12. How and where do you find inspiration?
Literally everywhere. Sports, music, books and spending time in nature are the best places for me to either re-energized. Learning about other people’s lives is probably the most impactful to me – - not necessarily, a memoir, but from people in my life and community. Everyone has a story.
13. How do you balance your work and home life?
I don’t. Truly, the balance between my job, volunteering and raising my young daughters is virtually non-existent. It’s truly a bit chaotic, but somehow I enjoy this happy chaos.
14. Do you have any books that you would suggest are a must read
There’s truly too many! I would challenge people examine the unconscious bias they may have in their choice of the authors and stories.
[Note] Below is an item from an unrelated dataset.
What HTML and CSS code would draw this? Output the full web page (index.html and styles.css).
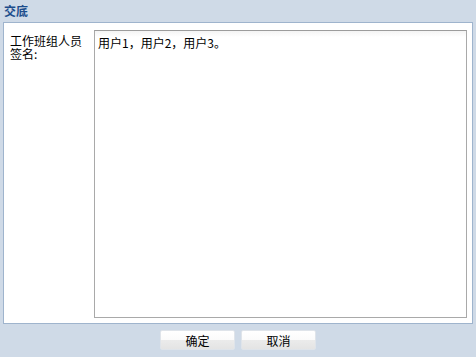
FILE: index.html
```html
<!DOCTYPE html>
<html lang="zh-CN">
<head>
    <meta charset="UTF-8">
    <title>交底</title>
    <link rel="stylesheet" href="styles.css">
</head>
<body>
    <div class="title-bar">交底</div>

    <div class="panel">
        <div class="field-label">工作班组人员签名:</div>
        <textarea class="sign-box">用户1，用户2，用户3。</textarea>
    </div>

    <div class="button-bar">
        <button class="btn">确定</button>
        <button class="btn">取消</button>
    </div>
</body>
</html>
```

FILE: styles.css
```css
body {
    margin: 0;
    padding: 0;
    background-color: #cfdae7;
    font-family: "Noto Sans CJK SC", "Liberation Sans", sans-serif;
    font-size: 12px;
    color: #000;
    width: 476px;
    height: 357px;
    overflow: hidden;
}
.title-bar {
    height: 22px;
    line-height: 22px;
    padding-left: 4px;
    font-weight: bold;
    color: #1d4d8c;
    box-sizing: border-box;
}
.panel {
    margin: 0 3px;
    height: 302px;
    box-sizing: border-box;
    border: 1px solid #9fb4cd;
    background: #fff;
    display: flex;
    padding: 7px 5px 5px 0;
}
.field-label {
    width: 74px;
    padding: 4px 10px 0 6px;
    line-height: 13px;
    flex-shrink: 0;
}
.sign-box {
    flex: 1;
    margin: 0;
    border: 1px solid #a9a9a9;
    border-top-color: #9c9c9c;
    background: linear-gradient(#f4f4f4, #fff 6px);
    font-family: "Noto Sans CJK SC", "Liberation Sans", sans-serif;
    font-size: 12px;
    line-height: 16px;
    padding: 4px 3px;
    resize: none;
    outline: none;
}
.button-bar {
    display: flex;
    justify-content: center;
    gap: 6px;
    padding-top: 6px;
}
.btn {
    width: 75px;
    height: 20px;
    border: 1px solid #dfe4ea;
    border-radius: 2px;
    background: linear-gradient(#ffffff 0%, #fbfbfb 50%, #ebebeb 51%, #e4e4e4 100%);
    font-family: "Noto Sans CJK SC", "Liberation Sans", sans-serif;
    font-size: 12px;
    color: #000;
    padding: 0;
    cursor: pointer;
}
```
- A Cure for Death by Lightning ~ Gail Anderson-Dargatz and Traplines ~ Eden Robinson (assigned to me in Indigenous Literature class)
- The Illegal ~ Lawrence Hill
- Mindset ~ Carol S Dweck
- Wooden on Leadership ~ John Wooden
- The Brief Wondrous Life of Oscar Wao ~ Junot Diaz
- Missing Sarah ~ Maggie De Vries
- The Immortal Life of Henrietta Lack ~ Rebecca Skloot
- Flow ~ Mihaly Csikszentmihalyi
- Born a Crime ~ Trevor Noah (past alumni UBC book club suggestion)
- Everything is F*cked ~ Mark Manson
And remember the classics too (Shakespeare, Jane Austen…) “The worst thing about new books is that they keep us from reading the new ones.” ~ John Wooden
15. Who is one UBC Okanagan alumnus you would like to nominate for the 15 Questions series?
Joel Caschetto, Harvey Hubball, Hailey Bauer Funk, Tammy Thomas, Jackie Wong, Ann Richards, Aidan Lea, Brianna Beamish, Katie Wuttunee Ball
Are there any questions you wish we had asked?
Favourite memories of campus – The gym. As a varsity basketball player I built close connections with the teams that trained there and those friendships continue today (men’s and women’s volleyball and basketball were very close knit). We were the first year of “new” gym, so we really feel like it’s ours! It doesn’t quite feel the same now that campus has grown and the running track has been completed, so I’m very nostalgic about the gym back then. Additionally, I was the first intramurals coordinator so I pretty much lived there! I won countless championship tshirts (volleyball, basketball and indoor soccer) and even kept one! Shout out to all the OUC Gym Rats!